Plaintiff Jacob Ayers sued automaker FCA, alleging violations of the Song-Beverly Consumer Warranty Act, also known as the “lemon law.” FCA made several offers to settle the case, each of which Ayers and his counsel rejected. After continuing to litigate the case for years, Ayers and his lawyers then offered to settle the case for less than what FCA had offered years earlier. After the case settled, Ayers’ lawyers sought and obtained a fee award that included all the fees they incurred after rejecting FCA’s settlement offer. The trial court overruled FCA’s objections and awarded plaintiffs’ counsel their post-offer fees.

FCA appealed and retained Horvitz & Levy as its appellate counsel. We argued that the fee award should be reversed under California Code of Civil Procedure section 998, which imposes penalties on parties who reject a reasonable pretrial settlement offer. Under that statute, if a plaintiff rejects a defense settlement offer and then “fails to obtain a more favorable judgment or award,” the plaintiff cannot recover any costs (including attorney fees authorized by statute) incurred after the date of the offer. We argued that, under the plain language of the statute, a plaintiff who rejects a defense settlement offer and then settles for a lesser amount is not entitled to the post-offer fees because they have “fail[ed] to obtain a more favorable judgment or award.”
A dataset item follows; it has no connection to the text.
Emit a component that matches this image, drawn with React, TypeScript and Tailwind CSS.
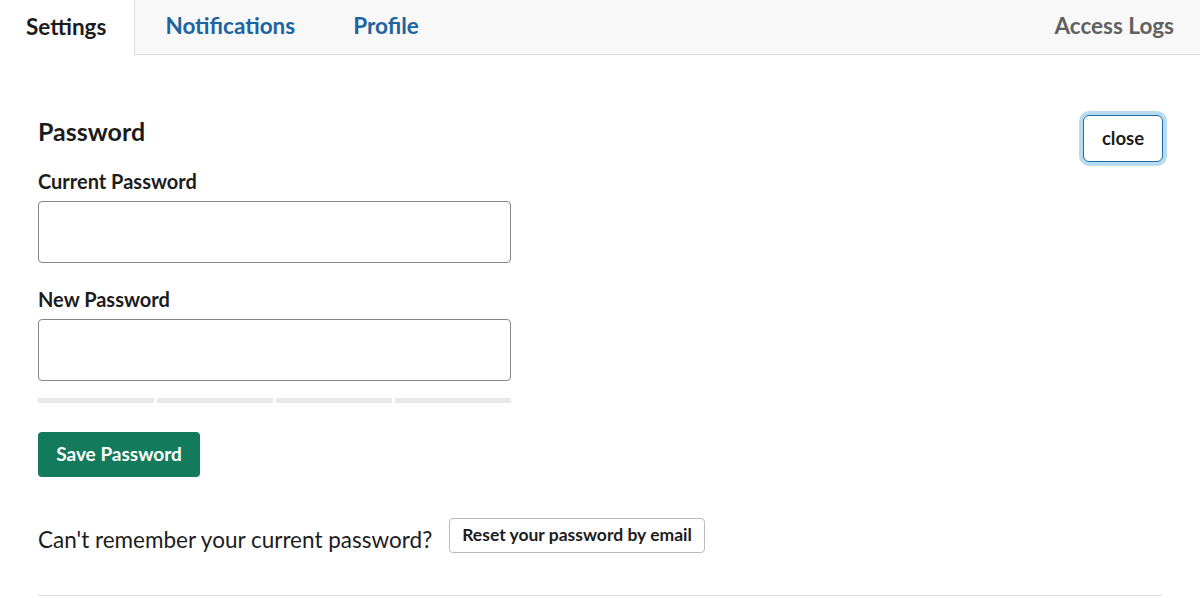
export default function App() {
  return (
    <div className="min-h-screen bg-white font-['Lato','Liberation_Sans',sans-serif] text-[#1d1c1d]">
      {/* Tabs */}
      <div className="flex h-[55px] items-stretch border-b border-[#dddddd] bg-[#f8f8f8]">
        <div className="-mb-px flex items-center border-r border-[#dddddd] bg-white pb-[2px] pl-[26px] pr-[28px] text-[22.5px] font-bold">
          Settings
        </div>
        <div className="flex items-center pb-[2px] pl-[30px] text-[22.5px] font-bold text-[#1d64a0]">
          Notifications
        </div>
        <div className="flex items-center pb-[2px] pl-[58px] text-[22.5px] font-bold text-[#1d64a0]">
          Profile
        </div>
        <div className="ml-auto flex items-center pb-[2px] pr-[26px] text-[22.5px] font-bold text-[#616061]">
          Access Logs
        </div>
      </div>

      {/* Content */}
      <div className="px-[38px] pt-[58px]">
        <div className="flex items-start justify-between">
          <div className="w-[473px]">
            <h2 className="text-[25px] font-bold leading-[36px]">Password</h2>
            <label className="mt-[18px] block text-[20px] font-bold leading-[28px]">Current Password</label>
            <input
              type="password"
              className="mt-[6px] block h-[62px] w-full rounded-[4px] border border-[#868686] px-3 outline-none"
            />
            <label className="mt-[22px] block text-[20px] font-bold leading-[28px]">New Password</label>
            <input
              type="password"
              className="mt-[6px] block h-[62px] w-full rounded-[4px] border border-[#868686] px-3 outline-none"
            />
            <div className="mt-[17px] grid grid-cols-4 gap-[3px]">
              <div className="h-[5px] bg-[#e8e8e8]" />
              <div className="h-[5px] bg-[#e8e8e8]" />
              <div className="h-[5px] bg-[#e8e8e8]" />
              <div className="h-[5px] bg-[#e8e8e8]" />
            </div>
            <button className="mt-[29px] flex h-[45px] w-[162px] items-center justify-center rounded-[4px] bg-[#137b5b] text-[19px] font-bold text-white">
              Save Password
            </button>
          </div>
          <button className="mr-[-1px] mt-[2px] flex h-[47px] w-[80px] items-center justify-center rounded-[6px] border border-[#1d6ca8] bg-white text-[18.5px] font-bold shadow-[0_0_0_4px_#b7dbf1]">
            close
          </button>
        </div>

        <div className="mt-[41px] flex h-[35px] items-start">
          <span className="mt-[7px] text-[22.5px] leading-[30px]">Can't remember your current password?</span>
          <button className="ml-[17px] flex h-[35px] items-center rounded-[4px] border border-[#bbbbbb] px-[12px] text-[17.5px] font-bold">
            Reset your password by email
          </button>
        </div>

        <div className="mt-[42px] border-t border-[#dddddd]" />
      </div>
    </div>
  );
}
The Court of Appeal agreed with our arguments in a published opinion.  All three justices on the panel rejected Ayers’ argument that section 998 does not apply to lemon law cases. The majority opinion also rejected Ayers’ argument that section 998 applies only in cases that go all the way to verdict and does not apply to cases that end in settlement before trial. The majority accepted Horvitz & Levy’s position that section 998 applies whenever a plaintiff rejects a settlement offer and fails to beat the offer. It doesn’t matter why the plaintiff had a change of heart and settled before trial for an amount less than or equal to the offer that the plaintiff previously rejected. No matter the reason, the plaintiff who gambled when rejecting the earlier offer and then settled for less has “failed to obtain a more favorable judgment or award” within the meaning of section 998 and is therefore prohibited from recovering post-offer costs.